Bersyukurlah manusia yang di karuniai Allah kemampuan mengolah atau memasak makanan, tidak seperti halnya binatang yang makan makanan mentah seperti binatang buas yang memakan daging mentah, ayam yang memakan beras & domba yang memakan rumput dan sayuran. Dengan cara dimasak, makanan seperti daging, ikan, dan sayur-mayur mengalami proses pemanasan yang mematikan bakteri penyebab penyakit, memudahkan makanan untuk dicerna, dan memberikan rasa dan aroma yang lebih enak. Pemanasan juga akan menjadikan makanan lebih awet dan tahan lama. Pemanasan atau pemasakan makanan hakikatnya adalah memanfaatkan api ciptaan Allah sebagaimana firman-Nya dala Surah Al-Waqi’ah (56) : 71-73
اَفَرَءَيْتُمُ النَّارَ الَّتِيْ تُوْرُوْنَۗ
Apakah kamu memperhatikan api yang kamu nyalakan?

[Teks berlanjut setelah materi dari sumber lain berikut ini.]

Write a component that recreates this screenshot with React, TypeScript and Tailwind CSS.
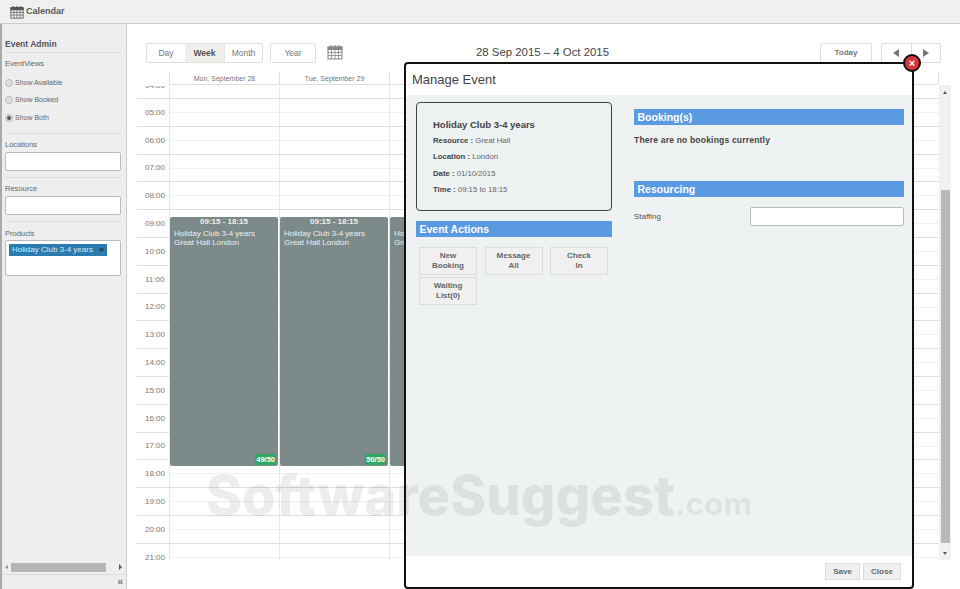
import { ReactNode } from "react";

const hours = ["05:00", "06:00", "07:00", "08:00", "09:00", "10:00", "11:00", "12:00", "13:00", "14:00", "15:00", "16:00", "17:00", "18:00", "19:00", "20:00", "21:00"];

const days = [
  { name: "Mon, September 28", booked: "49/50" },
  { name: "Tue, September 29", booked: "50/50" },
  { name: "Wed, September 30", booked: "50/50" },
  { name: "Thu, October 1", booked: "" },
  { name: "Fri, October 2", booked: "" },
  { name: "Sat, October 3", booked: "" },
  { name: "Sun, October 4", booked: "" },
];

function CalendarGlyph({ className, stroke = "#555" }: { className: string; stroke?: string }) {
  return (
    <svg viewBox="0 0 16 16" className={className} fill="none" stroke={stroke} strokeWidth="1">
      <rect x="1" y="3" width="14" height="12" fill="#fafafa" />
      <path d="M1 3h14v2.5H1z" fill={stroke} />
      <path d="M1 8.5h14M1 11.5h14M4.5 5.5V15M8 5.5V15M11.5 5.5V15" strokeWidth="0.8" />
      <path d="M4 1v3M8 1v3M12 1v3" strokeWidth="1.2" />
    </svg>
  );
}

function SideLabel({ children }: { children: ReactNode }) {
  return <div className="text-[7.5px] leading-[10px] text-[#666]">{children}</div>;
}

function Radio({ label, checked }: { label: string; checked?: boolean }) {
  return (
    <div className="flex h-[17.5px] items-center gap-[2px]">
      <span className="flex h-[8px] w-[8px] items-center justify-center rounded-full border border-[#bbb] bg-[#e0e0e0]">
        {checked && <span className="h-[4px] w-[4px] rounded-full bg-[#555]" />}
      </span>
      <span className="text-[7px] text-[#666]">{label}</span>
    </div>
  );
}

function Band({ children }: { children: ReactNode }) {
  return <div className="flex h-4 items-center bg-[#5a9ae0] pt-[1px] pl-[3.5px] text-[10.5px] font-bold text-white">{children}</div>;
}

function ActionButton({ lines }: { lines: string[] }) {
  return (
    <div className="flex h-7 w-[58px] flex-col items-center justify-center border border-[#ddd] bg-[#f0f0f0] text-[8px] leading-[10px] font-bold text-[#666]">
      {lines.map((l) => (
        <span key={l}>{l}</span>
      ))}
    </div>
  );
}

function InfoRow({ label, value }: { label: string; value: string }) {
  return (
    <div className="mt-[6.5px] h-[10px] text-[7.75px] leading-[10px] text-[#666]">
      <span className="font-bold text-[#444]">{label} : </span>
      {value}
    </div>
  );
}

function Sidebar() {
  return (
    <aside className="flex w-[127px] shrink-0 flex-col border-r border-l-2 border-r-[#ccc] border-l-[#aaa] bg-[#eeeeee]">
      <div className="flex-1 pt-[15px] pr-[5px] pl-[3px]">
        <div className="border-b border-[#ddd] pb-[3px] text-[8.5px] leading-[10px] font-bold text-[#555]">Event Admin</div>
        <div className="mt-[6px]">
          <SideLabel>EventViews</SideLabel>
        </div>
        <div className="mt-[5px] border-b border-[#ddd] pb-[6px]">
          <Radio label="Show Available" />
          <Radio label="Show Booked" />
          <Radio label="Show Both" checked />
        </div>
        <div className="mt-[6px]">
          <SideLabel>Locations</SideLabel>
        </div>
        <div className="mt-[2px] h-[19px] rounded-[2px] border border-[#bbb] bg-white" />
        <div className="mt-[6px] border-t border-[#ddd] pt-[6px]">
          <SideLabel>Resource</SideLabel>
        </div>
        <div className="mt-[2px] h-[19px] rounded-[2px] border border-[#bbb] bg-white" />
        <div className="mt-[6px] border-t border-[#ddd] pt-[7px]">
          <SideLabel>Products</SideLabel>
        </div>
        <div className="mt-[1px] h-[36px] rounded-[2px] border border-[#bbb] bg-white p-[3px]">
          <div className="flex h-3 w-[98px] items-center justify-between bg-[#2a7cb0] px-[3px] text-[8px] whitespace-nowrap text-[#dbe9f2]">
            <span>Holiday Club 3-4 years</span>
            <span className="text-[8px] font-bold text-[#222]">×</span>
          </div>
        </div>
      </div>
      <div className="mb-[1px] flex h-[12px] items-center justify-between pr-[4px] pl-[3px]">
        <span className="h-0 w-0 border-y-[2px] border-r-[3px] border-y-transparent border-r-[#999]" />
        <div className="mr-[13px] ml-[3px] h-[9px] flex-1 bg-[#b5b5b5]" />
        <span className="h-0 w-0 border-y-[3px] border-l-[3px] border-y-transparent border-l-[#555]" />
      </div>
      <div className="flex h-[15px] items-center justify-end border-t border-[#ddd] pr-[3px] text-[10px] leading-none font-bold text-[#777]">«</div>
    </aside>
  );
}

function DayColumn({ booked }: { booked: string }) {
  return (
    <div className="relative w-[110px] shrink-0 border-l border-[#e6e6e6]">
      <div className="h-[13px] border-b border-[#ddd]" />
      {hours.map((h) => (
        <div key={h} className="h-[27.8px] border-b border-[#ddd]">
          <div className="h-[14px] border-b border-[#f0f0f0]" />
        </div>
      ))}
      {booked && (
        <div className="absolute top-[131px] right-[1px] left-0 h-[249px] rounded-[2px] bg-[#7d8a8a] text-[8px] leading-[9px] text-[#edf0f0]">
          <div className="text-center leading-[9px] font-bold">09:15 - 18:15</div>
          <div className="mt-[3px] pl-1 whitespace-nowrap">Holiday Club 3-4 years</div>
          <div className="pl-1 whitespace-nowrap">Great Hall London</div>
          <div className="absolute right-[2px] bottom-[1px] rounded-[2px] bg-[#2eaa66] px-[1px] py-[1px] text-[7.5px] leading-[9px] font-bold text-white">{booked}</div>
        </div>
      )}
    </div>
  );
}

function CalendarPanel() {
  return (
    <main className="flex-1 pt-[19px] pl-[10px]">
      <div className="flex h-5 items-stretch pl-[9px] text-[8px] font-bold text-[#777]">
        <div className="flex w-[117px] overflow-hidden rounded-[2px] border border-[#ddd] text-[8.5px] font-normal">
          <div className="flex w-[38px] items-center justify-center">Day</div>
          <div className="flex w-[39px] items-center justify-center bg-[#f0eeea] font-bold text-[#555]">Week</div>
          <div className="flex flex-1 items-center justify-center border-l border-[#e6e6e6]">Month</div>
        </div>
        <div className="ml-[7px] flex w-[46px] items-center justify-center rounded-[2px] border border-[#ddd] text-[8.5px] font-normal">Year</div>
        <CalendarGlyph className="mt-[1px] ml-[11px] h-[16px] w-[16px]" stroke="#888" />
        <div className="flex w-[266px] items-center justify-end text-[11.4px] leading-none font-normal text-[#444]">28 Sep 2015 – 4 Oct 2015</div>
        <div className="ml-[211px] flex w-[52px] items-center justify-center rounded-[2px] border border-[#ddd]">Today</div>
        <div className="ml-[9px] flex w-[60px] rounded-[2px] border border-[#ddd]">
          <div className="flex flex-1 items-center justify-center border-r border-[#ddd]">
            <span className="h-0 w-0 border-y-[4px] border-r-[6px] border-y-transparent border-r-[#777]" />
          </div>
          <div className="flex flex-1 items-center justify-center">
            <span className="h-0 w-0 border-y-[4px] border-l-[6px] border-y-transparent border-l-[#777]" />
          </div>
        </div>
      </div>

      <div className="mt-[9px] ml-[32px] flex h-[13px] w-[770px] border-r border-b border-[#ddd] text-[7px] leading-[12px] text-[#777]">
        {days.map((d) => (
          <div key={d.name} className="w-[110px] shrink-0 border-l border-[#ddd] pt-[1px] text-center">
            {d.name}
          </div>
        ))}
      </div>

      <div className="flex h-[475px] items-start">
        <div className="h-full w-[802px] overflow-hidden">
          <div className="mt-[1px] flex">
            <div className="w-[32px] shrink-0 text-[8px] text-[#777]">
              <div className="h-[13px] overflow-hidden border-b border-[#ddd] pl-[8px]">
                <span className="block -translate-y-[5px] leading-[10px]">04:00</span>
              </div>
              {hours.map((h) => (
                <div key={h} className="flex h-[27.8px] items-center border-b border-[#ddd] pt-[1px] pl-[8px]">
                  {h}
                </div>
              ))}
            </div>
            {days.map((d) => (
              <DayColumn key={d.name} booked={d.booked} />
            ))}
          </div>
        </div>
        <div className="flex h-full w-[12px] flex-col items-center bg-[#f1f1f1]">
          <span className="mt-[6px] h-0 w-0 border-x-[2px] border-b-[3px] border-x-transparent border-b-[#555]" />
          <div className="mt-[96px] h-[353px] w-[9px] bg-[#b8b8b8]" />
          <span className="mt-[9px] h-0 w-0 border-x-[2px] border-t-[3px] border-x-transparent border-t-[#555]" />
        </div>
      </div>
    </main>
  );
}

function ManageEvent() {
  return (
    <div className="absolute top-[62px] left-[404px] flex h-[527px] w-[510px] flex-col rounded-[4px] border-2 border-[#111] bg-white">
      <button className="absolute -top-[10px] -right-[9px] flex h-[18px] w-[18px] items-center justify-center rounded-full border-2 border-[#111] bg-[#d5383c] text-[11px] leading-none font-bold text-white">
        ×
      </button>
      <div className="flex h-[31px] shrink-0 items-center pl-[6px] text-[13px] text-[#444]">Manage Event</div>
      <div className="flex flex-1 gap-[22px] bg-[#eef2f3] pt-[7px] pr-2 pl-[10px]">
        <div className="w-[196px]">
          <div className="h-[109px] rounded-[4px] border border-[#444] pt-[16px] pl-4">
            <div className="-mb-[2px] text-[9.5px] leading-3 font-bold text-[#444]">Holiday Club 3-4 years</div>
            <InfoRow label="Resource" value="Great Hall" />
            <InfoRow label="Location" value="London" />
            <InfoRow label="Date" value="01/10/2015" />
            <InfoRow label="Time" value="09:15 to 18:15" />
          </div>
          <div className="mt-[10px]">
            <Band>Event Actions</Band>
          </div>
          <div className="mt-[10px] flex flex-wrap gap-x-[7.5px] gap-y-[2px] pl-[3px]">
            <ActionButton lines={["New", "Booking"]} />
            <ActionButton lines={["Message", "All"]} />
            <ActionButton lines={["Check", "In"]} />
            <ActionButton lines={["Waiting", "List(0)"]} />
          </div>
        </div>
        <div className="mt-[7px] flex-1">
          <Band>Booking(s)</Band>
          <div className="mt-[10px] text-[8.5px] leading-[10px] font-bold tracking-[0.2px] text-[#444]">There are no bookings currently</div>
          <div className="mt-[36px]">
            <Band>Resourcing</Band>
          </div>
          <div className="mt-[10px] flex items-center justify-between">
            <span className="text-[8px] text-[#555]">Staffing</span>
            <div className="h-[19px] w-[154px] rounded-[2px] border border-[#bbb] bg-white" />
          </div>
        </div>
      </div>
      <div className="flex h-[31px] shrink-0 items-center justify-end gap-[3px] pr-[11px] text-[8px] font-bold text-[#666]">
        <div className="flex h-[17px] w-[35px] items-center justify-center border border-[#ddd] bg-[#f0f0f0]">Save</div>
        <div className="flex h-[17px] w-[38px] items-center justify-center border border-[#ddd] bg-[#f0f0f0]">Close</div>
      </div>
    </div>
  );
}

export default function App() {
  return (
    <div className="relative h-[589px] w-[960px] overflow-hidden bg-white font-['Liberation_Sans',Arial,sans-serif]">
      <header className="flex h-6 items-center gap-[2px] border-b border-[#ccc] bg-[#f0f0f0] pl-[10px] text-[9px] font-bold text-[#555]">
        <CalendarGlyph className="h-[14px] w-[14px]" />
        Calendar
      </header>
      <div className="flex h-[565px]">
        <Sidebar />
        <CalendarPanel />
      </div>
      <ManageEvent />
      <div className="pointer-events-none absolute top-[459px] left-[206px] font-['Inter',sans-serif] text-[54.4px] leading-[72px] font-extrabold whitespace-nowrap text-black/[0.07]">
        SoftwareSuggest<span className="text-[31.5px] font-bold">.com</span>
      </div>
    </div>
  );
}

ءَاَنْتُمْ اَنْشَأْتُمْ شَجَرَتَهَآ اَمْ نَحْنُ الْمُنْشِـُٔوْنَ
Apakah kamu yang menumbuhkan kayunya atau Kami yang menumbuhkan?
نَحْنُ جَعَلْنٰهَا تَذْكِرَةً وَّمَتَاعًا لِّلْمُقْوِيْنَۚ
Kami menjadikannya (api itu) sebagai peringatan dan manfaat bagi para musafir.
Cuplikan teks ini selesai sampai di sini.